_Stated task_
Make an exact copy of all the material below, apart from the pictures.

_Dataset extract_
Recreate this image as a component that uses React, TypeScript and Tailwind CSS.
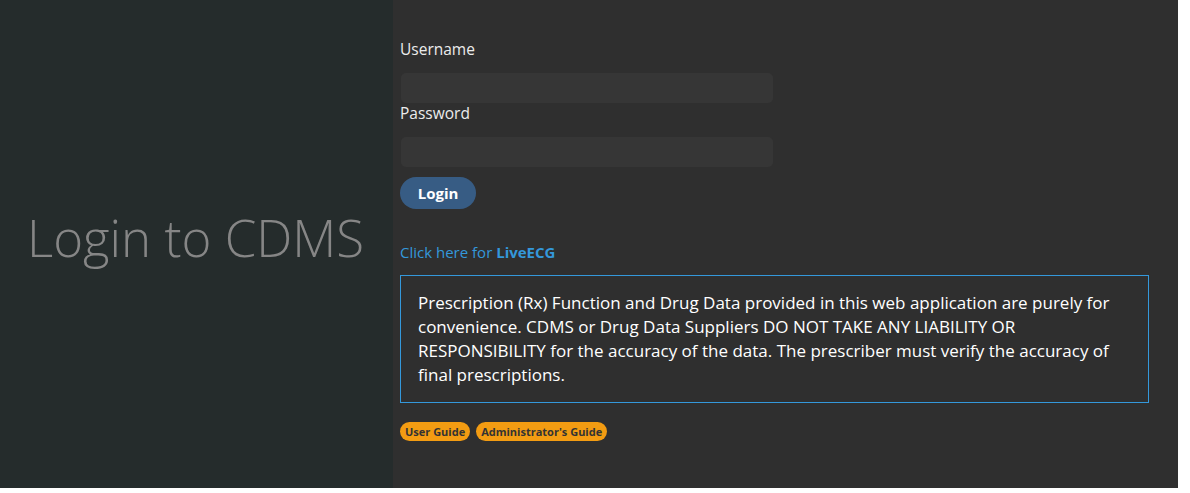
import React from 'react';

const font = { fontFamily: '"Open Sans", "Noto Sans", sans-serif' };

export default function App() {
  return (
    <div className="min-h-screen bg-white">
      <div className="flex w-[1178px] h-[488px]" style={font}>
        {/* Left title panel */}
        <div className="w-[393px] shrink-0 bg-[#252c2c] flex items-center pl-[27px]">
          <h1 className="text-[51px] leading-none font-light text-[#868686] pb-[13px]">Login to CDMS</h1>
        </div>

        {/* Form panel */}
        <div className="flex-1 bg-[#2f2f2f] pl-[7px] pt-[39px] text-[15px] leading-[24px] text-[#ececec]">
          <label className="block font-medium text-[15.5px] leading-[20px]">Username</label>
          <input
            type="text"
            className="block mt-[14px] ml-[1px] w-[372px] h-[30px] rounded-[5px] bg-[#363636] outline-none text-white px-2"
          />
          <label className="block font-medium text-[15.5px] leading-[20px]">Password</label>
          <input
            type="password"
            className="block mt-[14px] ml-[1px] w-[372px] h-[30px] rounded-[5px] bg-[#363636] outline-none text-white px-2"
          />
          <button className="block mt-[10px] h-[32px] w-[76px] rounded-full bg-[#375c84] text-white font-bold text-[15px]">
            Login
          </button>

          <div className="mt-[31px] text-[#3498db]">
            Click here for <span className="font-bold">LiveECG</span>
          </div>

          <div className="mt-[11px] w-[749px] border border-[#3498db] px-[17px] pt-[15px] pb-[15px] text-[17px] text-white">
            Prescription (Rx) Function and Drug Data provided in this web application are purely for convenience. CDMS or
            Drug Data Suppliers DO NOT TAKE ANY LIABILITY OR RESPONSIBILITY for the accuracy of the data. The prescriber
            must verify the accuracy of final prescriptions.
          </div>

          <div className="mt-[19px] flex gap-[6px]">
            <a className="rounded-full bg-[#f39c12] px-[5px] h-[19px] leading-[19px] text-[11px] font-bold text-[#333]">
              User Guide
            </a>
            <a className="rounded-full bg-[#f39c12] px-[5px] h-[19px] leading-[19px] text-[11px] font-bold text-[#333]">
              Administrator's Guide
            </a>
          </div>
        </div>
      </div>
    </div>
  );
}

_Final result_
Recreate this image as a component that uses React, TypeScript and Tailwind CSS.
import React from 'react';

const font = { fontFamily: '"Open Sans", "Noto Sans", sans-serif' };

export default function App() {
  return (
    <div className="min-h-screen bg-white">
      <div className="flex w-[1178px] h-[488px]" style={font}>
        {/* Left title panel */}
        <div className="w-[393px] shrink-0 bg-[#252c2c] flex items-center pl-[27px]">
          <h1 className="text-[51px] leading-none font-light text-[#868686] pb-[13px]">Login to CDMS</h1>
        </div>

        {/* Form panel */}
        <div className="flex-1 bg-[#2f2f2f] pl-[7px] pt-[39px] text-[15px] leading-[24px] text-[#ececec]">
          <label className="block font-medium text-[15.5px] leading-[20px]">Username</label>
          <input
            type="text"
            className="block mt-[14px] ml-[1px] w-[372px] h-[30px] rounded-[5px] bg-[#363636] outline-none text-white px-2"
          />
          <label className="block font-medium text-[15.5px] leading-[20px]">Password</label>
          <input
            type="password"
            className="block mt-[14px] ml-[1px] w-[372px] h-[30px] rounded-[5px] bg-[#363636] outline-none text-white px-2"
          />
          <button className="block mt-[10px] h-[32px] w-[76px] rounded-full bg-[#375c84] text-white font-bold text-[15px]">
            Login
          </button>

          <div className="mt-[31px] text-[#3498db]">
            Click here for <span className="font-bold">LiveECG</span>
          </div>

          <div className="mt-[11px] w-[749px] border border-[#3498db] px-[17px] pt-[15px] pb-[15px] text-[17px] text-white">
            Prescription (Rx) Function and Drug Data provided in this web application are purely for convenience. CDMS or
            Drug Data Suppliers DO NOT TAKE ANY LIABILITY OR RESPONSIBILITY for the accuracy of the data. The prescriber
            must verify the accuracy of final prescriptions.
          </div>

          <div className="mt-[19px] flex gap-[6px]">
            <a className="rounded-full bg-[#f39c12] px-[5px] h-[19px] leading-[19px] text-[11px] font-bold text-[#333]">
              User Guide
            </a>
            <a className="rounded-full bg-[#f39c12] px-[5px] h-[19px] leading-[19px] text-[11px] font-bold text-[#333]">
              Administrator's Guide
            </a>
          </div>
        </div>
      </div>
    </div>
  );
}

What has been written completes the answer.